New Health Order Bans Gatherings, Further Limits Capacity at Businesses

Sign to wear a mask
Sign to wear a mask / Photo by: Christina Champlin

Today, Los Angeles County announced new safety measures due to “alarming levels” of new COVID-19 cases, a trend that’s continued for the past several days. The modified Health Officer Order, which bans most gatherings and further reduces capacity at area businesses, takes effect on Monday, Nov. 30, and will last through at least Dec. 20.

On Nov. 17, the County implemented restrictions on capacity and operating hours for some businesses as COVID-19 cases and hospitalizations surged. That same day, Public Health said if the county’s 5-day average of new cases exceeded 4,000 or if the 5-day average of hospitalizations exceeded 1,750, outdoor dining at restaurants, breweries, wineries, and bars would pause. On Sunday, Nov. 22, Los Angeles County’s 5-day case rate hit 4,097. Outdoor dining paused on Nov. 25 at 10 p.m.

Today, Public Health announced 4,544 new cases and 24 deaths, bringing the 5-day average to 4,751 cases. Public Health also announced 1,893 people with COVID-19 currently hospitalized, 24% of whom are in the ICU. Comparatively, there were 747 people in the hospital with COVID-19 one month ago on Oct. 27.

In short, all residents should stay home as much as possible, avoid contact with people outside of their households, and wear their face coverings and social distance whenever they’re in public. The new Health Officer Order also includes the following changes:

  • All public and private gatherings with people outside of your household are prohibited, except for church services and protests, which are constitutionally protected rights.
  • Essential retail is limited to 35% maximum capacity.
  • Non-essential retail, including indoor malls, is limited to 20% maximum capacity.
  • Personal care services are limited to 20% maximum capacity.
  • Libraries are limited to 20% maximum capacity.
  • Outdoor fitness centers are limited to 50% maximum capacity.
  • Outdoor museums, galleries, zoos, aquariums, and botanical gardens are limited to 50% maximum capacity.
  • Outdoor mini-golf, batting cages, and go-kart racing are limited to 50% maximum occupancy.
  • Playgrounds (except for those at childcare centers and schools) must close.
  • Cardrooms must close.
  • As a reminder, all restaurants, breweries, wineries, and bars remain closed for in-person dining, either indoor or outdoor. Takeout, pickup, and delivery are allowed. Breweries and wineries may remain open for retail sales at 20% capacity.

The following businesses and activities remain open. All require social distancing. All except swimming require face coverings.

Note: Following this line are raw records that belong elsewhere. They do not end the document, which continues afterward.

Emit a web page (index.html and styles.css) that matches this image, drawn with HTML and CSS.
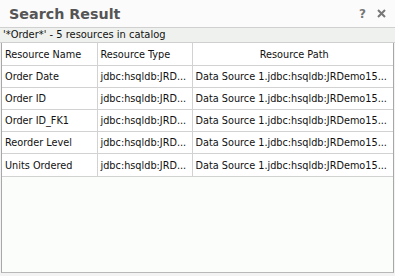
FILE: index.html
```html
<!DOCTYPE html>
<html>
<head>
<meta charset="utf-8">
<link rel="stylesheet" href="styles.css">
</head>
<body>
<div class="panel">
  <div class="titlebar">
    <span class="title">Search Result</span>
    <span class="tools">
      <span class="help">?</span>
      <svg class="close" width="9" height="9" viewBox="0 0 9 9"><path d="M1 1 L8 8 M8 1 L1 8" stroke="#777" stroke-width="2" fill="none"/></svg>
    </span>
  </div>
  <div class="subtitle">'*Order*' - 5 resources in catalog</div>
  <div class="tablewrap">
    <table class="grid">
      <colgroup><col class="c1"><col class="c2"><col class="c3"></colgroup>
      <thead>
        <tr><th>Resource Name</th><th>Resource Type</th><th class="center">Resource Path</th></tr>
      </thead>
      <tbody>
        <tr><td>Order Date</td><td>jdbc:hsqldb:JRD...</td><td>Data Source 1.jdbc:hsqldb:JRDemo15...</td></tr>
        <tr><td>Order ID</td><td>jdbc:hsqldb:JRD...</td><td>Data Source 1.jdbc:hsqldb:JRDemo15...</td></tr>
        <tr><td>Order ID_FK1</td><td>jdbc:hsqldb:JRD...</td><td>Data Source 1.jdbc:hsqldb:JRDemo15...</td></tr>
        <tr><td>Reorder Level</td><td>jdbc:hsqldb:JRD...</td><td>Data Source 1.jdbc:hsqldb:JRDemo15...</td></tr>
        <tr><td>Units Ordered</td><td>jdbc:hsqldb:JRD...</td><td>Data Source 1.jdbc:hsqldb:JRDemo15...</td></tr>
      </tbody>
    </table>
  </div>
</div>
</body>
</html>
```
FILE: styles.css
```css
html, body {
  margin: 0;
  padding: 0;
  background: #f3f3f3;
}
body {
  width: 395px;
  height: 276px;
  overflow: hidden;
  font-family: "DejaVu Sans Condensed", "DejaVu Sans", sans-serif;
  font-size: 10.8px;
  color: #111;
}
.panel {
  display: flex;
  flex-direction: column;
  height: 273px;
}
.titlebar {
  height: 27px;
  border-bottom: 1px solid #d0d0d0;
  background: #fcfbfc;
  display: flex;
  align-items: center;
  justify-content: space-between;
  padding: 0 9px 0 9px;
}
.title {
  font-family: "DejaVu Sans", sans-serif;
  font-weight: bold;
  font-size: 14.3px;
  color: #555;
}
.tools {
  display: flex;
  align-items: center;
  gap: 11px;
  color: #777;
}
.help {
  font-family: "DejaVu Sans", sans-serif;
  font-weight: bold;
  font-size: 12px;
}
.close {
  display: block;
}
.subtitle {
  height: 14px;
  line-height: 14px;
  background: #eff1ee;
  border-bottom: 1px solid #cfcfcf;
  padding-left: 3px;
  font-size: 11px;
}
.tablewrap {
  flex: 1;
  margin-left: 1px;
  width: 391px;
  border-left: 1px solid #a8a8a8;
  border-right: 1px solid #a8a8a8;
  border-bottom: 1px solid #b8b8b8;
  background: #fbfdfb;
}
.grid {
  width: 100%;
  border-collapse: collapse;
  table-layout: fixed;
}
.c1 { width: 95px; }
.c2 { width: 95px; }
.grid th, .grid td {
  height: 21px;
  padding: 0 0 0 3px;
  border-right: 1px solid #d2d2d2;
  border-bottom: 1px solid #d2d2d2;
  white-space: nowrap;
  overflow: hidden;
  text-align: left;
  font-weight: normal;
  background: #fff;
}
.grid th { height: 22px; }
.grid tr:last-child td { height: 22px; }
.grid th:last-child, .grid td:last-child { border-right: none; }
.grid th.center { text-align: center; }
```
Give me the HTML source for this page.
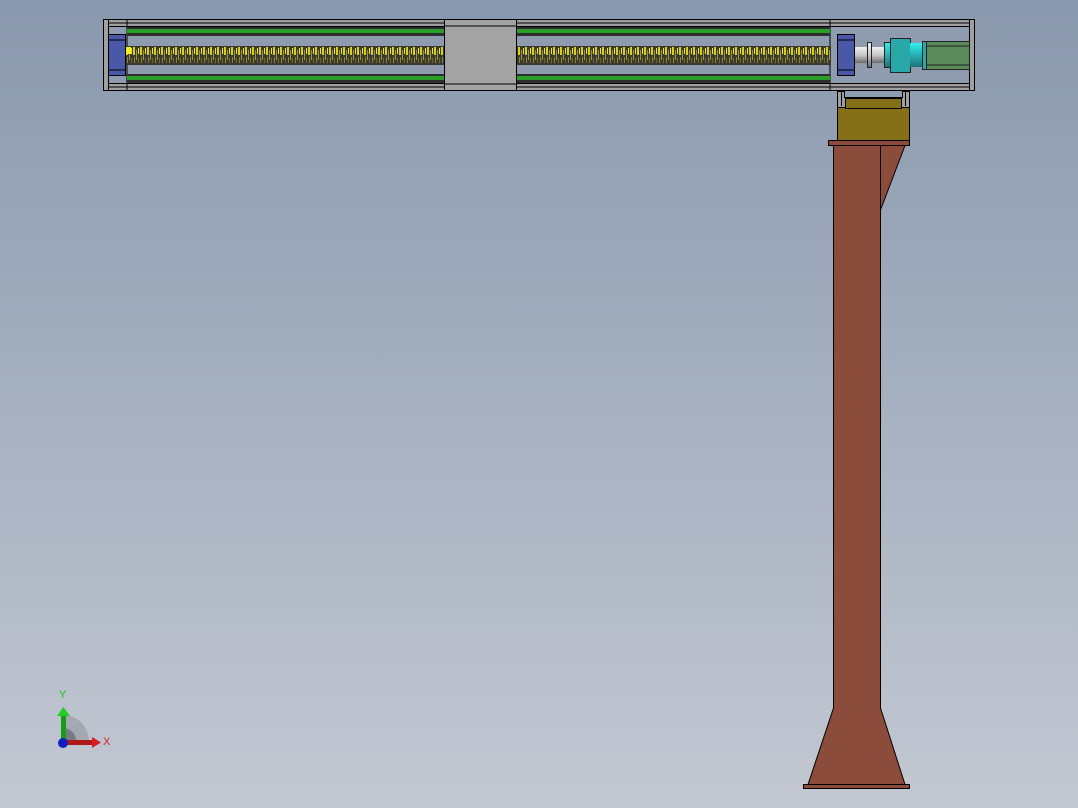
<!DOCTYPE html>
<html><head><meta charset="utf-8"><style>
html,body{margin:0;padding:0;width:1078px;height:808px;overflow:hidden}
body{background:linear-gradient(#8a98ad 0%,#a3aebe 45%,#c3c8d2 100%)}
svg{display:block}
</style></head><body>
<svg width="1078" height="808" viewBox="0 0 1078 808" xmlns="http://www.w3.org/2000/svg">
<defs>
<pattern id="thr" x="0" y="46" width="7" height="19" patternUnits="userSpaceOnUse">
<rect width="7" height="19" fill="#3a3a2e"/>
<rect x="0" y="1" width="2" height="8" fill="#d8d020"/>
<rect x="3" y="4" width="1" height="10" fill="#a09830"/>
<rect x="5" y="2" width="1" height="6" fill="#f0e830"/>
<rect x="1" y="11" width="1" height="6" fill="#8a8430"/>
<rect x="5" y="12" width="1" height="5" fill="#6a6a30"/>
</pattern>
<linearGradient id="shaft" x1="0" y1="0" x2="0" y2="1">
<stop offset="0" stop-color="#f0f0f0"/><stop offset="0.5" stop-color="#c8c8c8"/><stop offset="1" stop-color="#6a6a6a"/></linearGradient>
<linearGradient id="cy" x1="0" y1="0" x2="0" y2="1">
<stop offset="0" stop-color="#30f0f0"/><stop offset="1" stop-color="#207078"/></linearGradient>
</defs>
<g stroke="#000" stroke-width="1">
<rect x="103.5" y="19.5" width="871" height="71" fill="#8f9cb0"/>
<rect x="103.5" y="19.5" width="871" height="7" fill="#a0a0a0"/>
<line x1="103" y1="23" x2="975" y2="23"/>
<rect x="103.5" y="83.5" width="871" height="7" fill="#a0a0a0"/>
<line x1="103" y1="87" x2="975" y2="87"/>
<rect x="103.5" y="19.5" width="5" height="71" fill="#a0a0a0"/>
<rect x="969.5" y="19.5" width="5" height="71" fill="#a0a0a0"/>
<line x1="127" y1="19" x2="127" y2="91"/>
<line x1="830" y1="19" x2="830" y2="91"/>
</g>
<rect x="127" y="27" width="703" height="9" fill="#2e2e2e"/>
<rect x="127" y="29" width="703" height="4" fill="#2aa02a"/>
<rect x="127" y="74" width="703" height="9" fill="#2e2e2e"/>
<rect x="127" y="76" width="703" height="4" fill="#2aa02a"/>
<rect x="126" y="46" width="705" height="19" fill="url(#thr)"/>
<rect x="126" y="47" width="5" height="7" fill="#f4f020"/>
<g stroke="#000" stroke-width="1">
<rect x="444.5" y="19.5" width="72" height="71" fill="#a3a3a3"/>
<line x1="444" y1="26" x2="517" y2="26"/><line x1="444" y1="84" x2="517" y2="84"/>
<rect x="108.5" y="34.5" width="17" height="41" fill="#4a58a8"/>
<line x1="108" y1="40" x2="126" y2="40"/><line x1="108" y1="70" x2="126" y2="70"/>
<rect x="837.5" y="34.5" width="17" height="41" fill="#4a58a8"/>
<line x1="837" y1="40" x2="855" y2="40"/><line x1="837" y1="70" x2="855" y2="70"/>
</g>
<rect x="855" y="47" width="35" height="16" fill="url(#shaft)"/>
<rect x="867.5" y="42.5" width="4" height="25" fill="url(#shaft)" stroke="#222"/>
<rect x="884.5" y="42.5" width="6" height="25" fill="url(#cy)" stroke="#222"/>
<rect x="890.5" y="38.5" width="20" height="34" fill="#28a8a8" stroke="#222"/>
<rect x="910" y="43" width="13" height="24" fill="url(#cy)"/>
<rect x="922.5" y="41.5" width="4" height="28" fill="#28a8a8" stroke="#222"/>
<rect x="926.5" y="41.5" width="43" height="28" fill="#5a8a5a" stroke="#222"/>
<line x1="927" y1="46" x2="969" y2="46" stroke="#222"/><line x1="927" y1="65" x2="969" y2="65" stroke="#222"/>
<g stroke="#000" stroke-width="1">
<path d="M837.5 91.5 H844.5 V97.5 H902.5 V91.5 H909.5 V107.5 H837.5 Z" fill="#a0a0a0"/>
<path d="M841.5 91.5 V106 M905.5 91.5 V106" />
<rect x="837.5" y="107.5" width="72" height="33" fill="#857018"/>
<rect x="845.5" y="98.5" width="56" height="10" fill="#857018"/>
<rect x="828.5" y="140.5" width="81" height="5" fill="#8b4c3c"/>
<path d="M880.5 145.5 H905 L880.5 210 Z" fill="#8b4c3c"/>
<path d="M833.5 145.5 H880.5 V708 L905 784.5 H808 L833.5 708 Z" fill="#8b4c3c"/>
<rect x="803.5" y="784.5" width="106" height="4" fill="#8b4c3c"/>
</g>
<path d="M63 741 L63 715 A26 26 0 0 1 89 741 Z" fill="#a4a8b0"/>
<path d="M63 741 L63 728 A13 13 0 0 1 76 741 Z" fill="#767a82"/>
<rect x="61" y="715" width="5" height="26" fill="#1a9a1a"/>
<path d="M57 716 L63.5 707 L70 716 Z" fill="#22cc22"/>
<rect x="63" y="740" width="30" height="5" fill="#b01818"/>
<path d="M92 737 L101 742.5 L92 748 Z" fill="#d02020"/>
<circle cx="63" cy="743" r="5" fill="#1020c0"/>
<text x="59" y="698" font-family="Liberation Sans, sans-serif" font-size="11" fill="#20c020">Y</text>
<text x="103" y="745" font-family="Liberation Sans, sans-serif" font-size="11" fill="#d02020">X</text>
</svg>
</body></html>
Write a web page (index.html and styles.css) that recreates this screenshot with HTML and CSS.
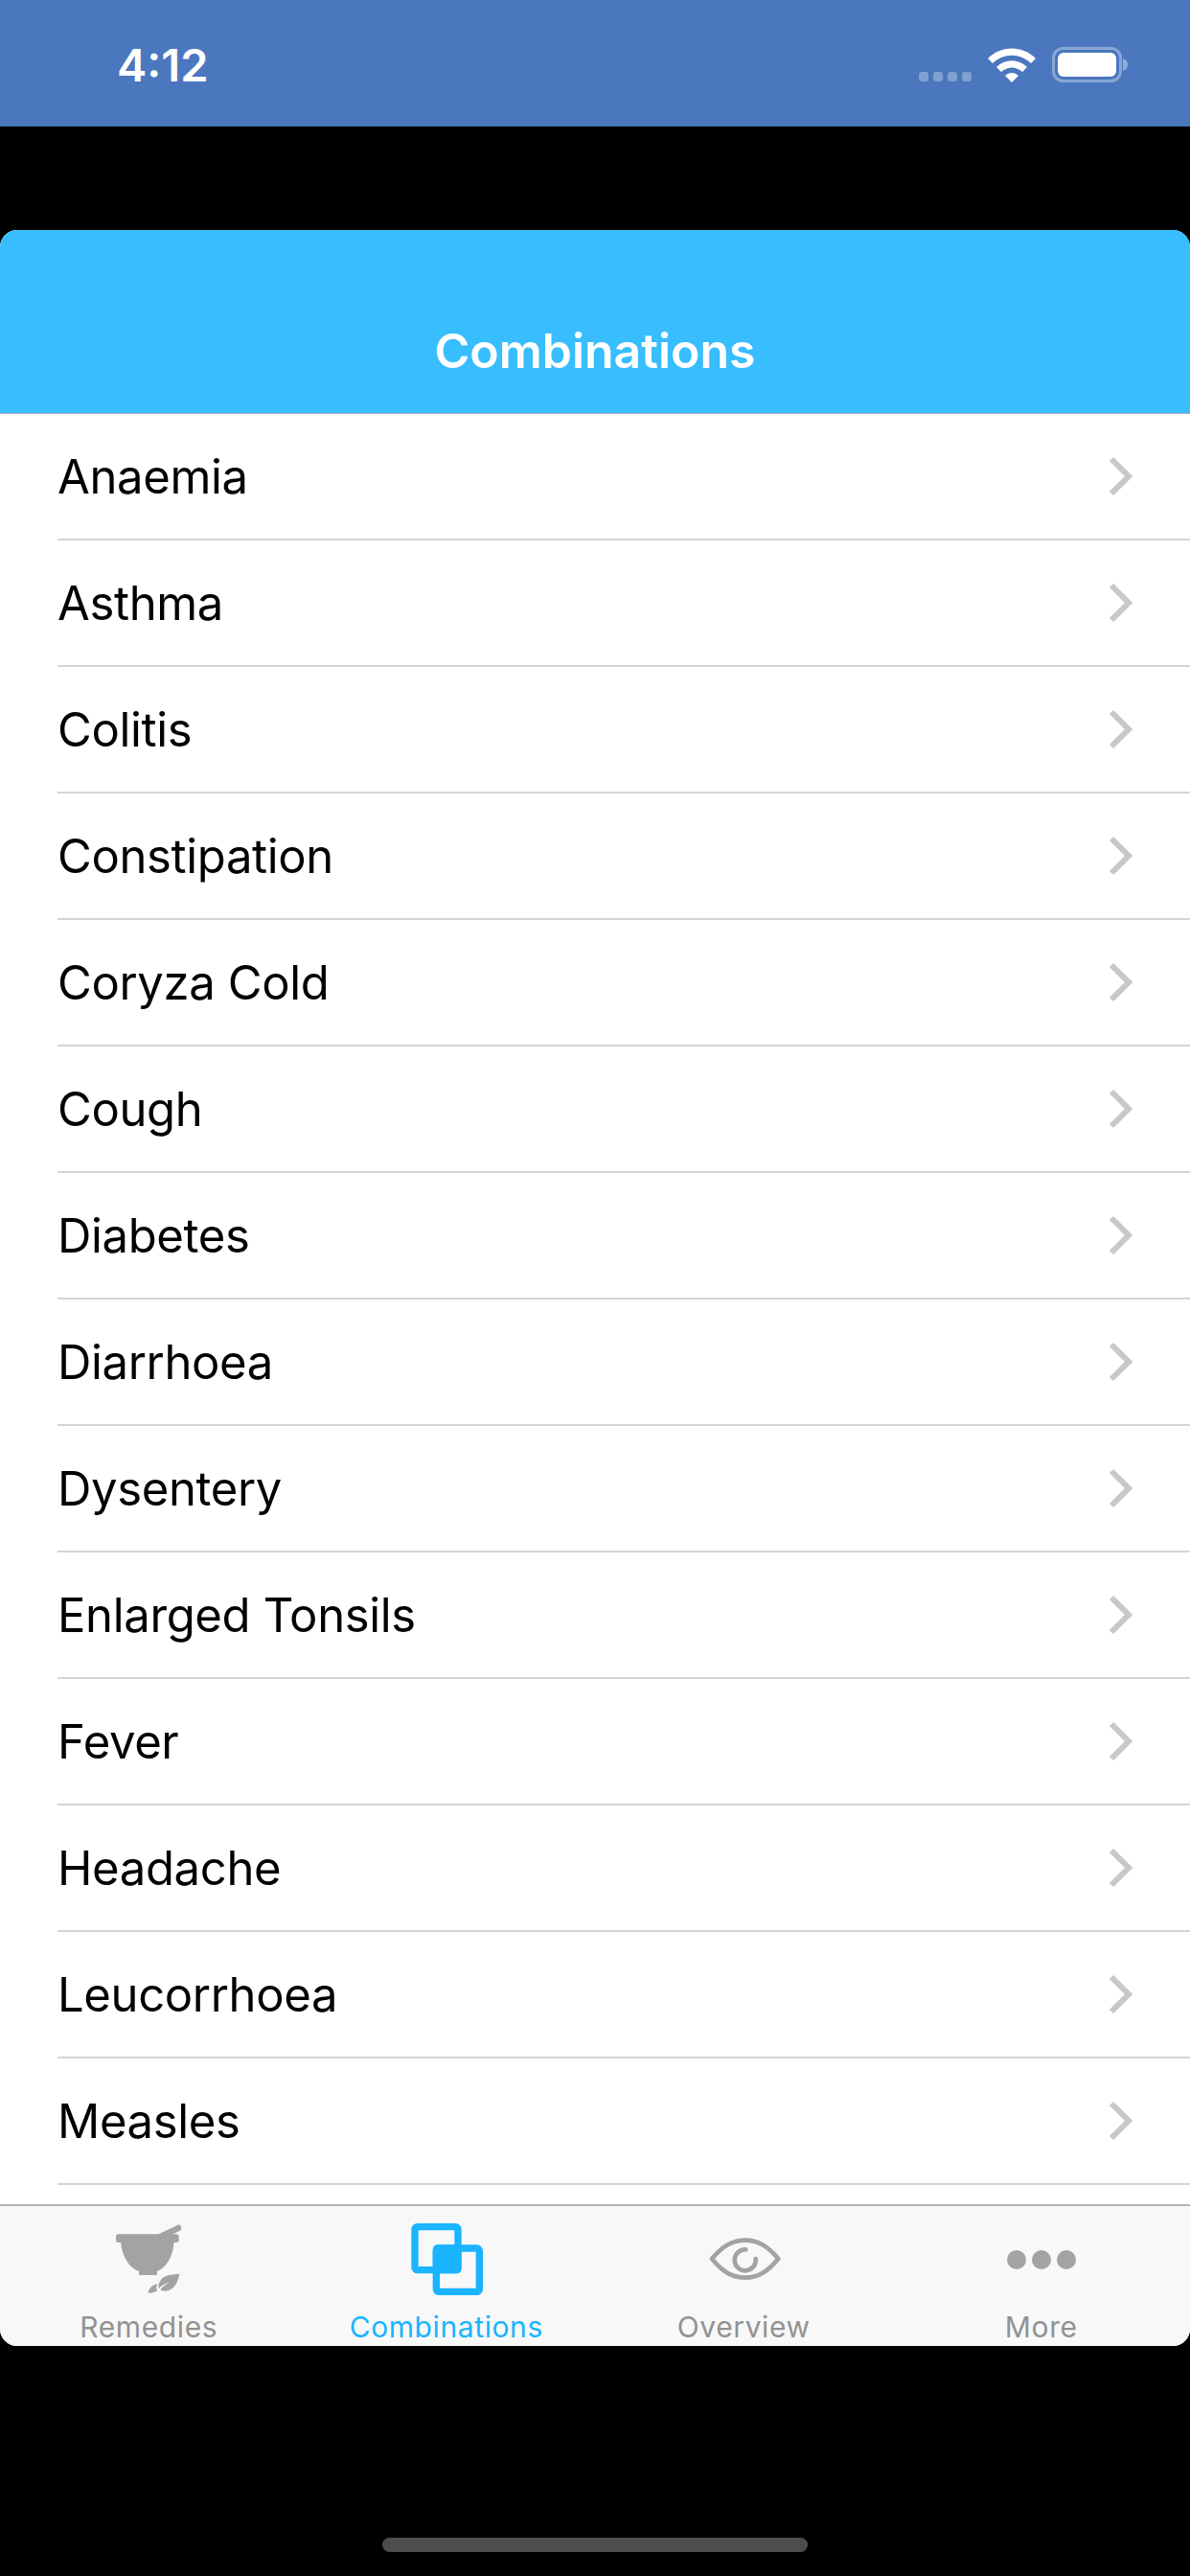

  • Outdoor recreation locations and activities including beaches, trails, parks, golf courses, tennis courts, pickleball, archery ranges, skate parks, bike parks, and community gardens remain open. No gathering with those outside of your household is permitted at any of these places. Pools that serve more than one household may open only for regulated lap swimming with one person per lane.
  • Drive-in movies and events, plus car parades, are allowed so long as everyone in the same car is in the same household.
  • All schools and day camps remain open adhering to their re-opening protocols. K-12 schools and day camps with an outbreak (three cases or more over 14 days) should close for 14 days.

The high numbers we’re seeing now, which are considerably higher than the spike we saw this summer, reflect the behavior County residents took two to three weeks ago. Due to rising cases, county officials urged residents to avoid gathering over the Thanksgiving weekend. Two to three weeks from now, we’ll find out how people responded and if those choices contributed to further COVID-19 spread.